Regrettably I am confused and disappointed with Cindy Sherman's new large photographs at Metro Pictures Gallery. I realize that these photographs deal with artifice and the way "women of a certain age" were portrayed by Hollywood in the 1920's - ie: Gloria Swanson - the eyebrows penciled on - thin and hard etched into one's forehead with the precision of a knife and thereby erasing their humanity. Is Sherman indicting the power of the Motion Pictures Industry to set standards and tastes of that era and relegating the older woman to an object of derision? Or is she perpetuating those earlier myths?
Focusing on the theatricality of this particular "look" and ignoring Hollywood's other cliched portrayal of older women as homemakers, nurturers and loving grandmothers Sherman chooses to portray "glamorous" older women with a feline appearance - one that depicts aging as a process that invokes ridicule.

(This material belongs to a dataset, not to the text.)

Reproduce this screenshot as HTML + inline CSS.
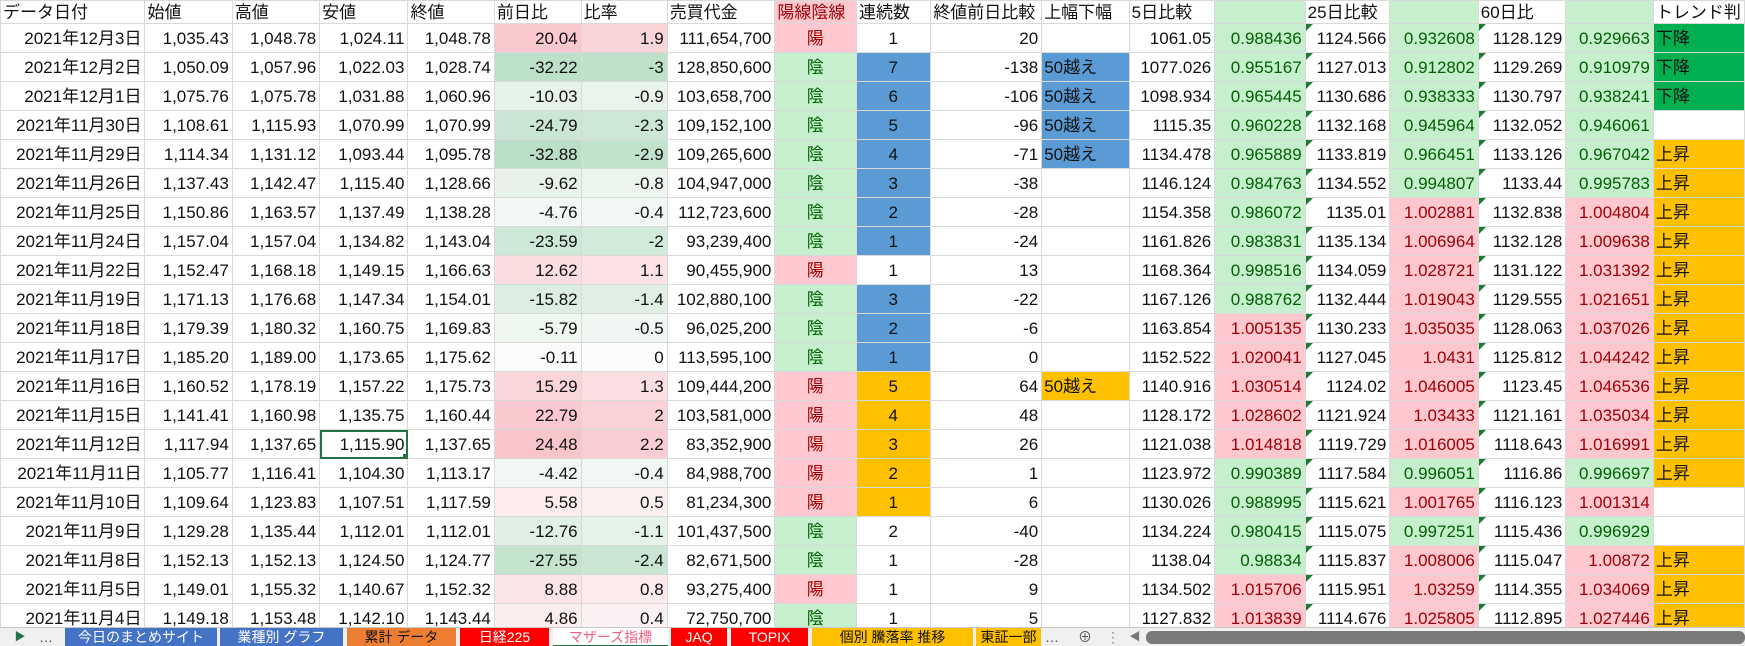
<!DOCTYPE html>
<html><head><meta charset="utf-8">
<style>
*{margin:0;padding:0;box-sizing:border-box}
html,body{width:1745px;height:646px;overflow:hidden;background:#fff}
body{font-family:"Liberation Sans","Noto Sans CJK JP",sans-serif;font-size:17px;color:#111;position:relative}
table{border-collapse:collapse;table-layout:fixed;position:absolute;left:0;top:0}
td{height:29px;border:1px solid #d9d9d9;text-align:right;padding:0 3px 0 2px;white-space:nowrap;overflow:hidden;position:relative;line-height:27px}
tr.h td{height:23px;text-align:left;line-height:21px;padding-left:2px}
.c{text-align:center}.l{text-align:left}
.p{background:#FFC7CE;color:#9C0006}
.g{background:#C6EFCE;color:#006100}
.b{background:#5B9BD5}
.y{background:#FFC000}
.t{background:#00B050}
.tri::before{content:"";position:absolute;left:0;top:0;border-top:7px solid #1E7B34;border-right:7px solid transparent}
.sel{outline:2px solid #217346;outline-offset:-2px}
.sel::after{content:"";position:absolute;right:-1px;bottom:-1px;width:5px;height:5px;background:#217346}
#tabs{position:absolute;left:0;top:627px;width:1745px;height:19px;background:#f0f0f0;border-top:1px solid #c8c8c8;font-size:14px}
#tabs div{position:absolute;top:0;height:19px;line-height:19px;text-align:center;color:#fff}
</style></head><body>
<table>
<colgroup><col style="width:145px"><col style="width:88px"><col style="width:88px"><col style="width:89px"><col style="width:87px"><col style="width:88px"><col style="width:88px"><col style="width:108px"><col style="width:82px"><col style="width:75px"><col style="width:111px"><col style="width:88px"><col style="width:86px"><col style="width:91px"><col style="width:85px"><col style="width:89px"><col style="width:88px"><col style="width:88px"><col style="width:81px"></colgroup>
<tr class="h"><td>データ日付</td><td>始値</td><td>高値</td><td>安値</td><td>終値</td><td>前日比</td><td>比率</td><td>売買代金</td><td class="p">陽線陰線</td><td>連続数</td><td>終値前日比較</td><td>上幅下幅</td><td>5日比較</td><td class="g"></td><td>25日比較</td><td class="g"></td><td>60日比</td><td class="g"></td><td>トレンド判</td></tr>
<tr><td>2021年12月3日</td><td>1,035.43</td><td>1,048.78</td><td>1,024.11</td><td>1,048.78</td><td style="background:#F9C9CD">20.04</td><td style="background:#FAD5D8">1.9</td><td>111,654,700</td><td class="p c">陽</td><td class="c">1</td><td>20</td><td></td><td>1061.05</td><td class="g">0.988436</td><td class="tri">1124.566</td><td class="g">0.932608</td><td class="tri">1128.129</td><td class="g">0.929663</td><td class="t l">下降</td></tr>
<tr><td>2021年12月2日</td><td>1,050.09</td><td>1,057.96</td><td>1,022.03</td><td>1,028.74</td><td style="background:#BCE0C8">-32.22</td><td style="background:#BFE1CA">-3</td><td>128,850,600</td><td class="g c">陰</td><td class="b c">7</td><td>-138</td><td class="b l">50越え</td><td>1077.026</td><td class="g">0.955167</td><td class="tri">1127.013</td><td class="g">0.912802</td><td class="tri">1129.269</td><td class="g">0.910979</td><td class="t l">下降</td></tr>
<tr><td>2021年12月1日</td><td>1,075.76</td><td>1,075.78</td><td>1,031.88</td><td>1,060.96</td><td style="background:#E6F3EA">-10.03</td><td style="background:#E9F4EC">-0.9</td><td>103,658,700</td><td class="g c">陰</td><td class="b c">6</td><td>-106</td><td class="b l">50越え</td><td>1098.934</td><td class="g">0.965445</td><td class="tri">1130.686</td><td class="g">0.938333</td><td class="tri">1130.797</td><td class="g">0.938241</td><td class="t l">下降</td></tr>
<tr><td>2021年11月30日</td><td>1,108.61</td><td>1,115.93</td><td>1,070.99</td><td>1,070.99</td><td style="background:#CAE7D3">-24.79</td><td style="background:#CCE7D5">-2.3</td><td>109,152,100</td><td class="g c">陰</td><td class="b c">5</td><td>-96</td><td class="b l">50越え</td><td>1115.35</td><td class="g">0.960228</td><td class="tri">1132.168</td><td class="g">0.945964</td><td class="tri">1132.052</td><td class="g">0.946061</td><td></td></tr>
<tr><td>2021年11月29日</td><td>1,114.34</td><td>1,131.12</td><td>1,093.44</td><td>1,095.78</td><td style="background:#BADFC6">-32.88</td><td style="background:#C1E2CB">-2.9</td><td>109,265,600</td><td class="g c">陰</td><td class="b c">4</td><td>-71</td><td class="b l">50越え</td><td>1134.478</td><td class="g">0.965889</td><td class="tri">1133.819</td><td class="g">0.966451</td><td class="tri">1133.126</td><td class="g">0.967042</td><td class="y l">上昇</td></tr>
<tr><td>2021年11月26日</td><td>1,137.43</td><td>1,142.47</td><td>1,115.40</td><td>1,128.66</td><td style="background:#E7F3EA">-9.62</td><td style="background:#EBF5EE">-0.8</td><td>104,947,000</td><td class="g c">陰</td><td class="b c">3</td><td>-38</td><td></td><td>1146.124</td><td class="g">0.984763</td><td class="tri">1134.552</td><td class="g">0.994807</td><td class="tri">1133.44</td><td class="g">0.995783</td><td class="y l">上昇</td></tr>
<tr><td>2021年11月25日</td><td>1,150.86</td><td>1,163.57</td><td>1,137.49</td><td>1,138.28</td><td style="background:#F1F8F3">-4.76</td><td style="background:#F1F8F3">-0.4</td><td>112,723,600</td><td class="g c">陰</td><td class="b c">2</td><td>-28</td><td></td><td>1154.358</td><td class="g">0.986072</td><td class="tri">1135.01</td><td class="p">1.002881</td><td class="tri">1132.838</td><td class="p">1.004804</td><td class="y l">上昇</td></tr>
<tr><td>2021年11月24日</td><td>1,157.04</td><td>1,157.04</td><td>1,134.82</td><td>1,143.04</td><td style="background:#CDE8D6">-23.59</td><td style="background:#D1EAD9">-2</td><td>93,239,400</td><td class="g c">陰</td><td class="b c">1</td><td>-24</td><td></td><td>1161.826</td><td class="g">0.983831</td><td class="tri">1135.134</td><td class="p">1.006964</td><td class="tri">1132.128</td><td class="p">1.009638</td><td class="y l">上昇</td></tr>
<tr><td>2021年11月22日</td><td>1,152.47</td><td>1,168.18</td><td>1,149.15</td><td>1,166.63</td><td style="background:#FBDDE0">12.62</td><td style="background:#FBE2E4">1.1</td><td>90,455,900</td><td class="p c">陽</td><td class="c">1</td><td>13</td><td></td><td>1168.364</td><td class="g">0.998516</td><td class="tri">1134.059</td><td class="p">1.028721</td><td class="tri">1131.122</td><td class="p">1.031392</td><td class="y l">上昇</td></tr>
<tr><td>2021年11月19日</td><td>1,171.13</td><td>1,176.68</td><td>1,147.34</td><td>1,154.01</td><td style="background:#DBEEE1">-15.82</td><td style="background:#DFEFE4">-1.4</td><td>102,880,100</td><td class="g c">陰</td><td class="b c">3</td><td>-22</td><td></td><td>1167.126</td><td class="g">0.988762</td><td class="tri">1132.444</td><td class="p">1.019043</td><td class="tri">1129.555</td><td class="p">1.021651</td><td class="y l">上昇</td></tr>
<tr><td>2021年11月18日</td><td>1,179.39</td><td>1,180.32</td><td>1,160.75</td><td>1,169.83</td><td style="background:#EFF7F1">-5.79</td><td style="background:#F0F7F2">-0.5</td><td>96,025,200</td><td class="g c">陰</td><td class="b c">2</td><td>-6</td><td></td><td>1163.854</td><td class="p">1.005135</td><td class="tri">1130.233</td><td class="p">1.035035</td><td class="tri">1128.063</td><td class="p">1.037026</td><td class="y l">上昇</td></tr>
<tr><td>2021年11月17日</td><td>1,185.20</td><td>1,189.00</td><td>1,173.65</td><td>1,175.62</td><td style="background:#FBFBFD">-0.11</td><td style="background:#FCFCFE">0</td><td>113,595,100</td><td class="g c">陰</td><td class="b c">1</td><td>0</td><td></td><td>1152.522</td><td class="p">1.020041</td><td class="tri">1127.045</td><td class="p">1.0431</td><td class="tri">1125.812</td><td class="p">1.044242</td><td class="y l">上昇</td></tr>
<tr><td>2021年11月16日</td><td>1,160.52</td><td>1,178.19</td><td>1,157.22</td><td>1,175.73</td><td style="background:#FAD6D9">15.29</td><td style="background:#FBDEE1">1.3</td><td>109,444,200</td><td class="p c">陽</td><td class="y c">5</td><td>64</td><td class="y l">50越え</td><td>1140.916</td><td class="p">1.030514</td><td class="tri">1124.02</td><td class="p">1.046005</td><td class="tri">1123.45</td><td class="p">1.046536</td><td class="y l">上昇</td></tr>
<tr><td>2021年11月15日</td><td>1,141.41</td><td>1,160.98</td><td>1,135.75</td><td>1,160.44</td><td style="background:#F9C9CD">22.79</td><td style="background:#FAD1D5">2</td><td>103,581,000</td><td class="p c">陽</td><td class="y c">4</td><td>48</td><td></td><td>1128.172</td><td class="p">1.028602</td><td class="tri">1121.924</td><td class="p">1.03433</td><td class="tri">1121.161</td><td class="p">1.035034</td><td class="y l">上昇</td></tr>
<tr><td>2021年11月12日</td><td>1,117.94</td><td>1,137.65</td><td class="sel">1,115.90</td><td>1,137.65</td><td style="background:#F8C5CA">24.48</td><td style="background:#F9CDD1">2.2</td><td>83,352,900</td><td class="p c">陽</td><td class="y c">3</td><td>26</td><td></td><td>1121.038</td><td class="p">1.014818</td><td class="tri">1119.729</td><td class="p">1.016005</td><td class="tri">1118.643</td><td class="p">1.016991</td><td class="y l">上昇</td></tr>
<tr><td>2021年11月11日</td><td>1,105.77</td><td>1,116.41</td><td>1,104.30</td><td>1,113.17</td><td style="background:#F1F8F3">-4.42</td><td style="background:#F1F8F3">-0.4</td><td>84,988,700</td><td class="p c">陽</td><td class="y c">2</td><td>1</td><td></td><td>1123.972</td><td class="g">0.990389</td><td class="tri">1117.584</td><td class="g">0.996051</td><td class="tri">1116.86</td><td class="g">0.996697</td><td class="y l">上昇</td></tr>
<tr><td>2021年11月10日</td><td>1,109.64</td><td>1,123.83</td><td>1,107.51</td><td>1,117.59</td><td style="background:#FCECEE">5.58</td><td style="background:#FCEFF0">0.5</td><td>81,234,300</td><td class="p c">陽</td><td class="y c">1</td><td>6</td><td></td><td>1130.026</td><td class="g">0.988995</td><td class="tri">1115.621</td><td class="p">1.001765</td><td class="tri">1116.123</td><td class="p">1.001314</td><td></td></tr>
<tr><td>2021年11月9日</td><td>1,129.28</td><td>1,135.44</td><td>1,112.01</td><td>1,112.01</td><td style="background:#E1F0E6">-12.76</td><td style="background:#E4F2E8">-1.1</td><td>101,437,500</td><td class="g c">陰</td><td class="c">2</td><td>-40</td><td></td><td>1134.224</td><td class="g">0.980415</td><td class="tri">1115.075</td><td class="g">0.997251</td><td class="tri">1115.436</td><td class="g">0.996929</td><td></td></tr>
<tr><td>2021年11月8日</td><td>1,152.13</td><td>1,152.13</td><td>1,124.50</td><td>1,124.77</td><td style="background:#C4E4CE">-27.55</td><td style="background:#CAE6D3">-2.4</td><td>82,671,500</td><td class="g c">陰</td><td class="c">1</td><td>-28</td><td></td><td>1138.04</td><td class="g">0.98834</td><td class="tri">1115.837</td><td class="p">1.008006</td><td class="tri">1115.047</td><td class="p">1.00872</td><td class="y l">上昇</td></tr>
<tr><td>2021年11月5日</td><td>1,149.01</td><td>1,155.32</td><td>1,140.67</td><td>1,152.32</td><td style="background:#FBE5E7">8.88</td><td style="background:#FCEBED">0.8</td><td>93,275,400</td><td class="p c">陽</td><td class="c">1</td><td>9</td><td></td><td>1134.502</td><td class="p">1.015706</td><td class="tri">1115.951</td><td class="p">1.03259</td><td class="tri">1114.355</td><td class="p">1.034069</td><td class="y l">上昇</td></tr>
<tr><td>2021年11月4日</td><td>1,149.18</td><td>1,153.48</td><td>1,142.10</td><td>1,143.44</td><td style="background:#FCEEEF">4.86</td><td style="background:#FCF1F2">0.4</td><td>72,750,700</td><td class="g c">陰</td><td class="c">1</td><td>5</td><td></td><td>1127.832</td><td class="p">1.013839</td><td class="tri">1114.676</td><td class="p">1.025805</td><td class="tri">1112.895</td><td class="p">1.027446</td><td class="y l">上昇</td></tr>
</table>
<div id="tabs">
<div style="left:14px;width:12px;color:#217346;font-size:11px">▶</div>
<div style="left:38px;width:16px;color:#444">…</div>
<div style="left:65px;width:152px;background:#4472C4">今日のまとめサイト</div>
<div style="left:220px;width:123px;background:#4472C4">業種別 グラフ</div>
<div style="left:347px;width:109px;background:#ED7D31;color:#111">累計 データ</div>
<div style="left:460px;width:89px;background:#FF0000">日経225</div>
<div style="left:553px;width:115px;background:#fff;color:#F06080;border-bottom:2px solid #217346">マザーズ指標</div>
<div style="left:671px;width:56px;background:#FF0000">JAQ</div>
<div style="left:731px;width:77px;background:#FF0000">TOPIX</div>
<div style="left:812px;width:161px;background:#FFC000;color:#111">個別 騰落率 推移</div>
<div style="left:976px;width:65px;background:#FFC000;color:#111;overflow:hidden">東証一部</div>
<div style="left:1044px;width:16px;color:#444">…</div>
<div style="left:1076px;width:18px;color:#555">⊕</div>
<div style="left:1106px;width:12px;color:#888">⋮</div>
<div style="left:1128px;width:14px;color:#777;font-size:11px">◀</div>
<div style="left:1146px;width:599px;top:3px;height:13px;background:#7a7a7a;border-radius:6px"></div>
</div>
</body></html>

The backgrounds that are intentionally photoshopped behind the figures are selected from movies and help to accentuate the contrivance.
These are powerful images, but they are also a one-note broad brush portrait of a generation. Each character is Cindy Sherman made up by professionals with different wigs and prosthetics, her altered appearances lit by expertsfrom the Industry - yet there was a sameness to every piece that I attributed to simplistic alterations to the make up - the sensuality of the mouth reduced to changing the curves of the upper lip, morphing from heart shape to pointy triangles; the eyebrows thin - some shorter some lengthened to accentuate eyes that felt vacant and brittle.
There is a poignancy to these images but it demands a commitment to digging behind the curtain of artfulness.